# Getting Started with pandas
Pandas is designed for working with tabular of heterogeneous data
NumPy is best suited for working with homogeneously typed numerical array data

## 5.1 Introduction to pandas Data Structures

### Series 
One-dimensional array-like object containing a sequence of values of the same type and an associated array of data labels. 


### DataFrame
DataFrame repersents a rectangular table of data and contains an ordered, named collection of columns. 


In [None]:
import pandas as pd
import numpy as np

In [None]:
# Create a series with an index identifying each data point with a label

obj2 = pd.Series([1, 2, 3, 4], index=["a", "b", "c", "d"]) 

# Select by index label like numpy
obj2[["c", "a", "d"]]

# Check if an element exist in the series
"b" in obj2

# Create a series from dictionary
sdata = {"a": 1, "b": 2}
obj3 = pd.Series(sdata)

# Convert series back to dictionary
obj3.to_dict() 

# Passing in an index to define the order or data, filter out the data that is not in the list
# If cannot found the data in index from dictionary, will assign NaN to it
data_index = ["c", "a"]
pd.Series(sdata, index = data_index)

# Detect missing datas 
pd.isna(obj2) 
obj2.isna()
pd.notna(obj2)
obj2.notna()

# Assign name sand index name
obj3.name = "Population"
obj3.index.name = "States"

# Alter Series's index by passing in another array, the array have to be same length as the series
obj3.index = ['x', 'y']

In [None]:
# Construct a DataFrame through a dictionary of equal-length lists or NumPy arrays
fdata = {
					"state":["Ohio", "Ohio", "Nevada"],
					"year": [2000, 2001, 2001],
					"pop": [1.5, 1.7, 3.6]
} 

frame = pd.DataFrame(fdata)

# First and last 5 rows of the DataFrame
frame.head()
frame.tail()

# specify a sequence of columns (if pass columns that isn't contained in dictionary, 
# will appear as missing value)
frame.columns=["state", "year", "pop"]

# Select a column from dataframe
frame['state']

# Select a row from dataframe
frame.loc[1]
frame.iloc[1]

# Modify the entire column
frame['state']= "Anything"
frame['state'] = np.arange(3)

frame['Year 2000'] = frame["year"] == 2000

# Delete a column from frame
del frame['pop']

# Transpose a frame
frame.T

# Return the data contained as a tow-dimensional ndarray
frame.to_numpy


### Index objects
Responsible for holding the axis labels

Index objects are immutable

Pandas index can contain duplicate labels, selection with duplicate labels will select all occurrences of the label

In [None]:
fframe = pd.DataFrame(['foooo', 'foooo', 'foooo', 'barrr'], index=['foo', 'foo', 'foo', 'bar'])

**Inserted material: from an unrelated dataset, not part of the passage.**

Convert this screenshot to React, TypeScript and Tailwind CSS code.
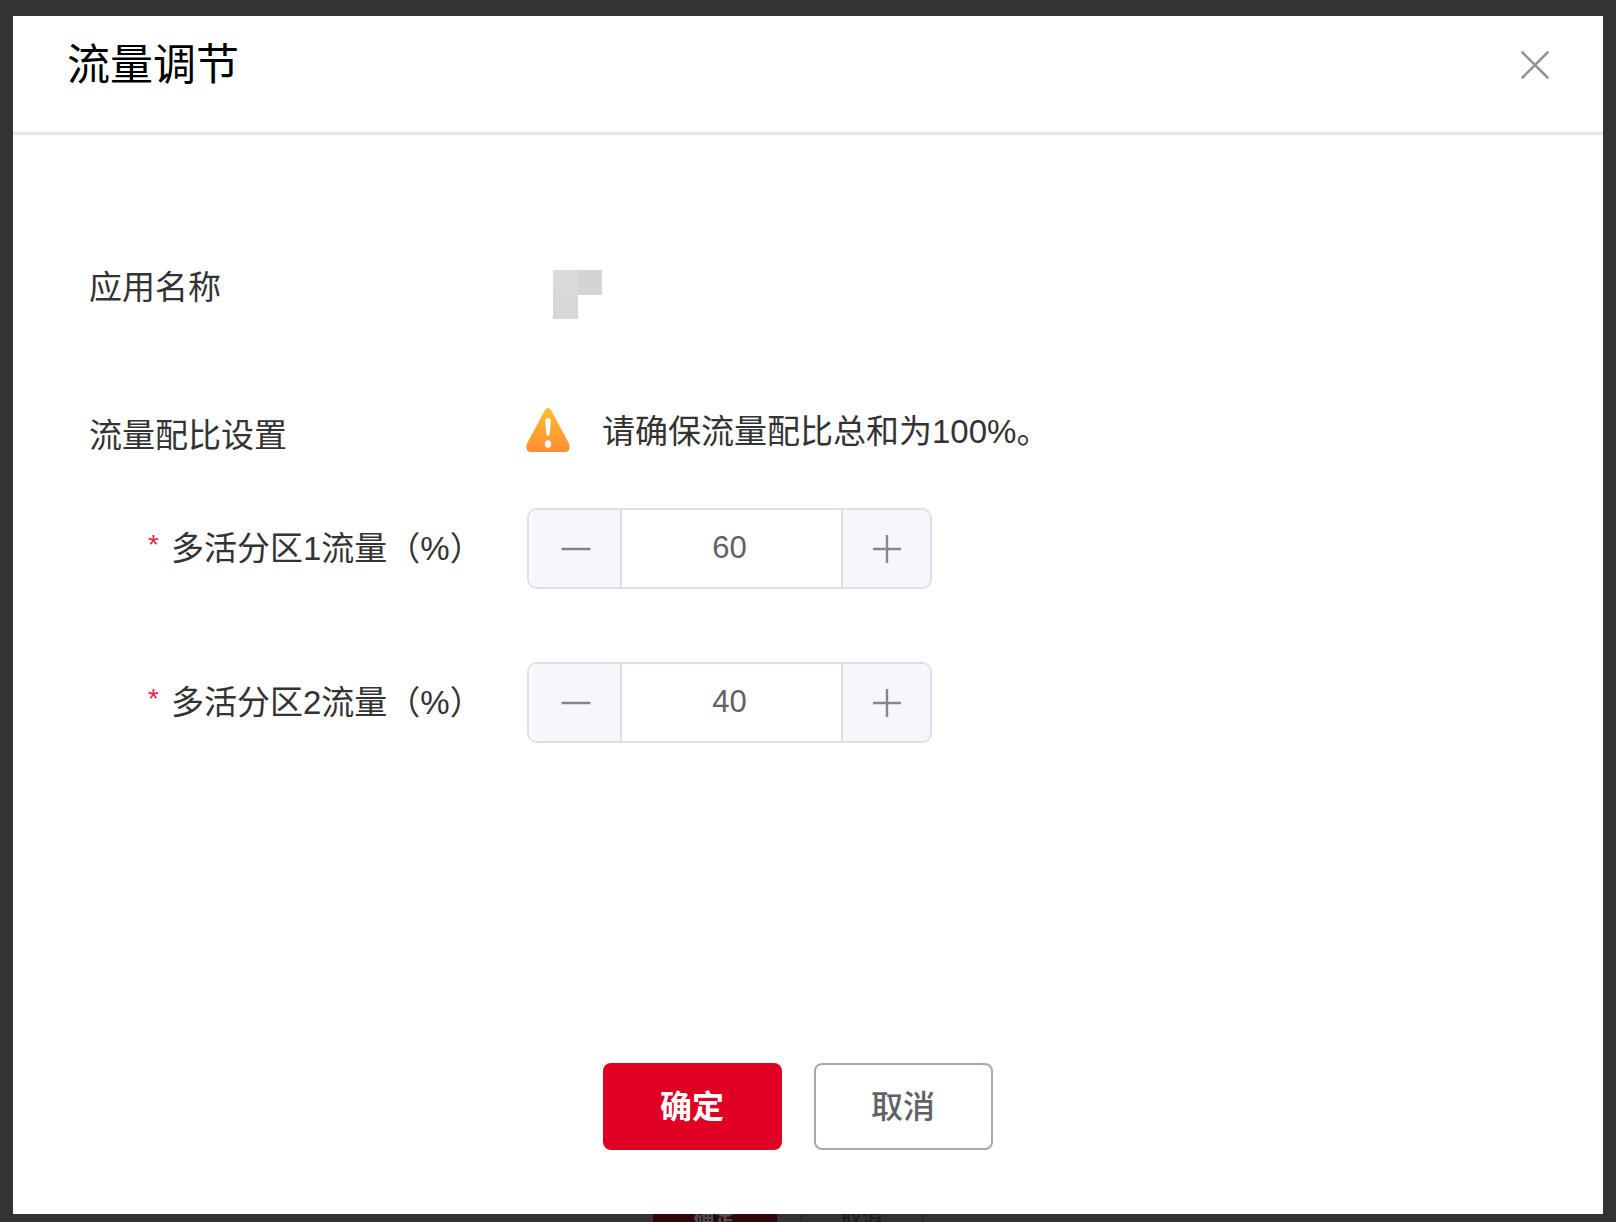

# Select index with duplicated labels will select all occurrences of the label
fframe.loc["foo"]

### Index methods and properties

| Method | Description |
|-|-|
| append() | Concatenate with additional index object, producing a new index | 
| difference() | Compte set difference as an index | 
| intersection() | compute set intersection | 
| union() | Compute set union
| isin() | compute boolean array indicating whether each value is contained in the passed collection | 
| delete() | compute new index with elements at index i is deleted | 
| insert() | compute new index by inserting element at index i | 
| is_monotonic | Return true if each element is greater pr equal to the previous element |
| is_unique | return true is fht index has not duplicate values | 
| unique() | Compute the array of unique values in the index | 

## 5.2 Essential Functionality

### Reindexing 
Crete a new object with the values arranged to align with the new index 

In [None]:
obj = pd.Series([4.5, 3.2, -5.3, 3.6], index = [0, 2, 4, 6])
obj

In [None]:
# Rearrange the data accorading to the new index, introducing missing values if any idex values where not already present
# use 'ffill' forward-fills to fill upo the missing value
obj2 = obj.reindex(np.arange(10), method="ffill")

In [None]:
frame = pd.DataFrame(
    np.arange(9).reshape(3, 3),
    index=["a", "c", "d"],
    columns=["Ohio", "Texas", "California"],
)


In [None]:
# Reindex rows
frame2 = frame.reindex(index=["a", "b", "c", "d"])

In [None]:
# Reindex dolumns
states = ["Texas", "Utah", "California"]
frame3 = frame.reindex(columns=states)

In [None]:
frame

In [None]:
# reindex with loc operator 
# Works only if all of the new index labels already exist in the DataFrame
# Where reindex will insert missing data for new labels 
# df.loc[rows, columns]
frame.loc[["a", 'd', 'c'], ["California", "Texas"]]

In [5]:
# Dropping Entries from an axis
# Use reindex method or .loc based indexing if already have an index array without those entries

obj = pd.Series(np.arange(5), index=["a", "b", "c", "d", "e"])

new_obj = obj.drop('c')
new_obj = obj.drop(['a', 'e'])

In [9]:
data = pd.DataFrame(
    np.arange(16).reshape((4, 4)),
    index=["Ohio", "Colorado", "Utah", "New York"],
    columns=["one", "two", "three", "four"],
)

# Drop values from row and columns
data.drop(index=['Ohio', 'Colorado'], columns=["two"])
# Drop values ba passing axis - 1 or "columns"
data.drop('two', axis=1)


Unnamed: 0,one,three,four
Ohio,0,2,3
Colorado,4,6,7
Utah,8,10,11
New York,12,14,15


In [28]:
# Indexing, selection and Filtering
obj = pd.Series(np.arange(4), index=["a", "b", "c", "d"])

obj[['a', 'b']]
obj[obj<=2]

# prefer to use loc because when using [], if object label contains integer, it will be use as strings
obj1 = pd.Series(np.arange(5), index=[4, 2, 1, 199, 0])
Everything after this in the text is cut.